Lost in translation – An Irishman’s Diary on the hidden depths of Hiberno-English


After a recent column here about the dubious honour of being addressed as “sir” (or even “sore”) in Dublin, several readers reminded me of a passage in Myles na gCopaleen’s An Béal Bocht, where the term is used with similar ambivalence.

The scene in question involves a visit to the impoverished Corcadoragha Gaeltacht of a foreign inspector who, it has been overhead in Dingle, will reward local households “two pounds a skull” for every child who can speak English “instead of this thieving Gaelic”.

It’s possible something has been lost in translation: the narrator mentions in passing the notorious unreliability of Dingle people. Nevertheless, hearing also that the inspector has bad eyesight, the protagonists devise a cunning plan.  

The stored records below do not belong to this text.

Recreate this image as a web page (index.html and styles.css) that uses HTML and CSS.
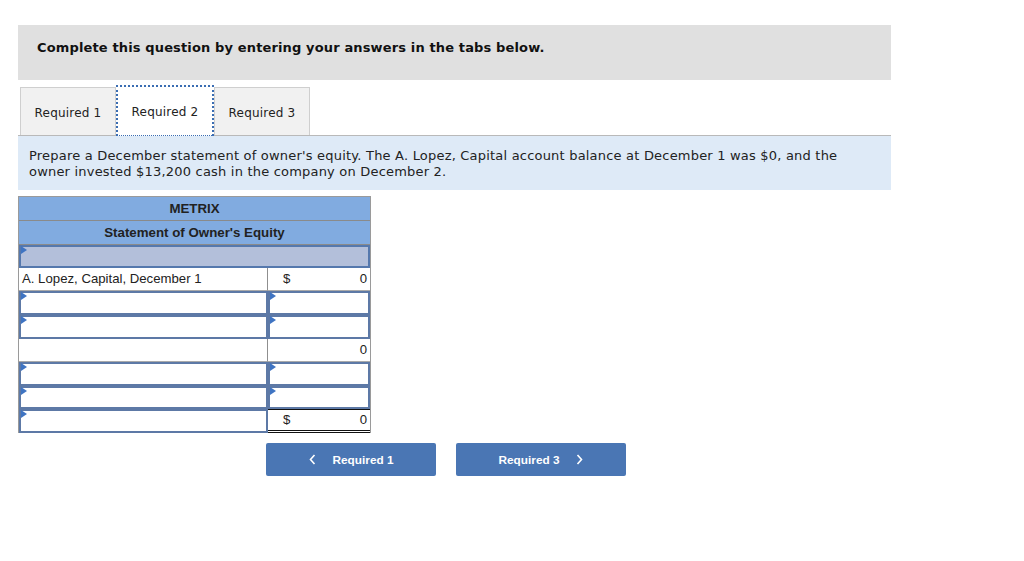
FILE: index.html
```html
<!DOCTYPE html>
<html>
<head>
<meta charset="utf-8">
<link rel="stylesheet" href="styles.css">
</head>
<body>
<div class="page">
  <div class="banner">Complete this question by entering your answers in the tabs below.</div>
  <div class="tabs">
    <div class="tab">Required 1</div>
    <div class="tab active">Required 2</div>
    <div class="tab">Required 3</div>
  </div>
  <div class="prompt">Prepare a December statement of owner's equity. The A. Lopez, Capital account balance at December 1 was $0, and the owner invested $13,200 cash in the company on December 2.</div>
  <div class="sheet">
    <div class="head">METRIX</div>
    <div class="head">Statement of Owner's Equity</div>
    <div class="subhead"><span class="mark"></span></div>
    <div class="row">
      <div class="cell label">A. Lopez, Capital, December 1</div>
      <div class="cell amt"><span>$</span><span>0</span></div>
    </div>
    <div class="row tall">
      <div class="cell inp"><span class="mark"></span></div>
      <div class="cell inp"><span class="mark"></span></div>
    </div>
    <div class="row tall">
      <div class="cell inp"><span class="mark"></span></div>
      <div class="cell inp"><span class="mark"></span></div>
    </div>
    <div class="row">
      <div class="cell label"></div>
      <div class="cell amt"><span></span><span>0</span></div>
    </div>
    <div class="row tall">
      <div class="cell inp"><span class="mark"></span></div>
      <div class="cell inp"><span class="mark"></span></div>
    </div>
    <div class="row">
      <div class="cell inp"><span class="mark"></span></div>
      <div class="cell inp"><span class="mark"></span></div>
    </div>
    <div class="row">
      <div class="cell inp"><span class="mark"></span></div>
      <div class="cell amt total"><span>$</span><span>0</span></div>
    </div>
  </div>
  <div class="nav">
    <div class="btn"><svg class="chev left" width="7" height="11" viewBox="0 0 7 11"><polyline points="5.5,1 1.5,5.5 5.5,10" fill="none" stroke="#fff" stroke-width="1.6"/></svg>Required 1</div>
    <div class="btn">Required 3<svg class="chev right" width="7" height="11" viewBox="0 0 7 11"><polyline points="1.5,1 5.5,5.5 1.5,10" fill="none" stroke="#fff" stroke-width="1.6"/></svg></div>
  </div>
</div>
</body>
</html>
```

FILE: styles.css
```css
html, body {
  margin: 0;
  padding: 0;
  background: #fff;
}
.page {
  padding: 25px 0 0 18px;
  font-family: "DejaVu Sans", Verdana, sans-serif;
  color: #1a1a1a;
}
.banner {
  width: 873px;
  height: 55px;
  box-sizing: border-box;
  background: #e0e0e0;
  padding: 15px 0 0 19px;
  font-weight: bold;
  font-size: 13px;
  letter-spacing: 0.14px;
  line-height: 16px;
  color: #111;
}
.tabs {
  display: flex;
  margin: 7px 0 0 2px;
  height: 48px;
}
.tab {
  width: 96px;
  box-sizing: border-box;
  height: 48px;
  border: 1px solid #cfcfcf;
  border-bottom: none;
  background: #f1f1f1;
  font-size: 12px;
  letter-spacing: 0.2px;
  padding-top: 2px;
  display: flex;
  align-items: center;
  justify-content: center;
  color: #222;
}
.tab.active {
  width: 98px;
  background: #fff;
  border: 1px dotted #3a6db3;
  border-width: 2px 2px 1px 2px;
  margin-top: -2px;
  height: 51px;
  position: relative;
  z-index: 1;
}
.prompt {
  width: 873px;
  box-sizing: border-box;
  height: 55px;
  background: #deeaf7;
  border-top: 1px solid #b9b9b9;
  padding: 12px 20px 0 11px;
  font-size: 13px;
  letter-spacing: 0.2px;
  line-height: 16px;
  color: #222;
}
.sheet {
  margin-top: 6px;
  width: 353px;
  border: 1px solid #9a9a9a;
  box-sizing: border-box;
  font-family: "Liberation Sans", Arial, sans-serif;
  font-size: 13.2px;
  color: #222;
}
.head {
  height: 24px;
  box-sizing: border-box;
  background: #81abe0;
  border-bottom: 1px solid #8a8a8a;
  text-align: center;
  font-weight: bold;
  font-size: 13.3px;
  line-height: 23px;
}
.subhead {
  height: 23px;
  background: #b3bfda;
  border: 2px solid #5578ad;
  box-sizing: border-box;
  position: relative;
}
.row {
  display: grid;
  grid-template-columns: 249px 102px;
  height: 23px;
}
.row.tall {
  height: 24px;
}
.cell {
  box-sizing: border-box;
  position: relative;
  height: 100%;
}
.cell.label {
  border-right: 1px solid #8f8f8f;
  border-bottom: 1px solid #aaa;
  padding: 0 0 0 3px;
  line-height: 22px;
}
.cell.amt {
  display: flex;
  justify-content: space-between;
  padding: 0 3px 0 15px;
  line-height: 22px;
  border-bottom: 1px solid #aaa;
}
.cell.amt.total {
  border-top: 1px solid #111;
  border-bottom: 3px double #111;
  line-height: 20px;
}
.cell.inp {
  border: 2px solid #5d79a6;
  background: #fff;
}
.mark {
  position: absolute;
  left: 0;
  top: 0;
  width: 0;
  height: 0;
  border-top: 4px solid transparent;
  border-bottom: 4px solid transparent;
  border-left: 6px solid #3f74c2;
  margin-top: -1px;
}
.nav {
  display: flex;
  gap: 20px;
  margin: 10px 0 0 248px;
}
.btn {
  width: 170px;
  height: 33px;
  background: #4a76b4;
  border-radius: 2px;
  color: #fff;
  font-family: "Liberation Sans", Arial, sans-serif;
  font-weight: bold;
  font-size: 11.8px;
  display: flex;
  align-items: center;
  justify-content: center;
}
.chev.left {
  margin-right: 17px;
}
.chev.right {
  margin-left: 17px;
}
```
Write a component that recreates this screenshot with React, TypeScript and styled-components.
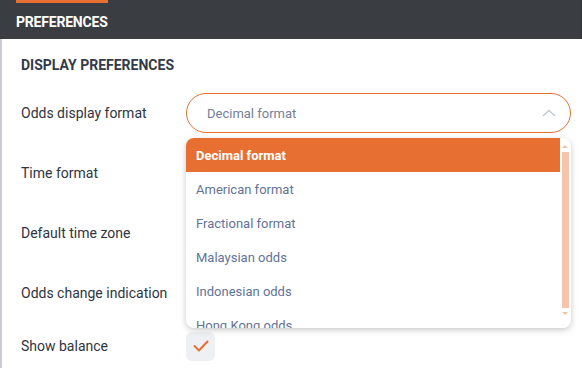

By the time he arrives, the dark interior of their hovel has been filled with piglets, dressed as children. And such is the stench that, as calculated, the stranger merely peers in the doorway from a safe distance, before asking:

--- How many? --- Twalf, sor! said the Old-Grey-Fellow courteously [...] --- All spik Inglish? --- All spik, sor, said the Old-Grey-Fellow.

After further exchanges, the inspector departs, apparently oblivious both to the ruse and to the bilingual insult he has just suffered. A footnote to the novel’s English translation explains the “Gaelic pun”: that in Irish, sor means “louse”.

This may be part of the reason why, as I’ve also since been reminded, the Irish phonetic spelling of “sir” features in Terence Dolan’s A Dictionary of Hiberno-English, defined as follows: “a title of respect (or disrespect) addressed to a male”.

But while I was poking around in the “So” corner of said dictionary, and changing the subject somewhat, my eye was caught by another common expression – “so long”, meaning “goodbye” – and the intriguing reason why that should feature in any list of Hiberno-English phrases.

It’s not usually considered HE. If anything, it’s an Americanism of unexplained origin.  

The reason it makes Terry Dolan’s dictionary is a theory – which he doubts– that it comes from the Irish slán.

Thus the dictionary quotes from a 1986 essay on “Irish Usage in American English”: “When Americans heard Irish laborers saying Slán [...] instead of Goodbye, they thought they were hearing So Long”). But Dolan declares this “improbable – as are the suggestions that [so long] may originate with Hebrew sholom or Arabic salám, peace”.

Certainly it would be fun to think that when the Von Trapp children sang “So Long, Farewell, Auf Wiedersehn, Goodbye” they were unwittingly using the cúpla focal. And if it’s true, you could also never listen to the late Leonard Cohen in the same way again when he serenades his lost love with “So long, Marianne”.

The problem is that language is full of phonetic coincidences, and before accepting origins, spoilsport etymologists insist of seeing a chain of evidence for when and where words and expressions first appeared in print.  

Lacking which, it’s at least as likely that the Von Trapps (via Rodgers and Hammerstein) were echoing a German phrase adieu so lange, or something else.  

One big thing the slán derivation has going for it, however, is timing: “So long” first appeared in American English circa 1850, just as a mass wave of Irish emigrants, many of them Gaelgeoirí, arrived.

For this reason, the Merriam-Webster dictionary admits the slán origin is “not an unreasonable theory”, but adds that it has “gaps”. Chief among the latter is an absence of evidence that “so long” was being used by Hiberno-English speakers, or Irish-Americans, first.

Merriam-Webster marvels at how quickly it became US mainstream, before concluding: “no one knows how”. Still, slán remains at least marginally more plausible that shalom or salaam, which as the lexicographers point out are both greetings, not farewells, and are therefore “disqualified”.

Another element of the “So Long mystery” is that one of the first Americans to use it in print was the poet Walt Whitman.  His masterpiece Leaves of Grass, first published in 1855, has a whole subsection titled “So Long”, in which the phrase is a recurring theme.

Only a handful of people had committed the term to writing before him, so readers were understandably confused about what Whitman meant.  

When one friend sought enlightenment, the poet explained it was a “salutation of departure”, with the implication that those exchanging it would meet again “sooner or later”.

As for where he had heard it, the Brooklyn-resident Whitman didn’t specify any ethnic group. Instead, he confined himself to suggesting that the phrase was already much used then “among sailors, sports, & prostitutes”.